Welcome: Broadley Signs produces new signage for Port of Newcastle
Welcome: Broadley Signs produces new signage for Port of Newcastle

The 12.5 x 8.5 metre sign was printed in several sections on Broadley's Agfa H2500 printer, and joined together in-house by the company, which then also installed it.

Max Broadley said, “All our skins tend to be big, and this was bigger than usual, but we have the equipment, staff and expertise to handle it. It took a lot of planning, but the end result looks fantastic.”

Broadley Signs is a 40-year-old business. It was started by Greg Broadley and now his sons Max and Stephen are in the business. Greg's father was a well-regarded and talented signwriter.

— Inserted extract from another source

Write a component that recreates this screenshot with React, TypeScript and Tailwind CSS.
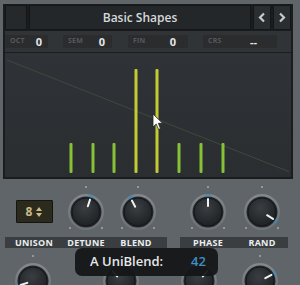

The sign is Newcastle’s biggest and most prominent harbour-fronting billboard. Local Aboriginal artist Saretta Fielding created the artwork, which depicts the harbour and river landscapes.

The new design, which acknowledges the Awabakal and Worimi Peoples as the traditional owners of the land, was installed on the iconic blue shed at Dyke Point in Carrington to welcome seafarers as they enter the channel.

The sign can also be seen from the Newcastle Harbour foreshore, and as far away as Nobbys Lighthouse.

The Port of Newcastle sees some 400 ship movements a month and handles almost 500,000 tonnes of cargo every day of the year.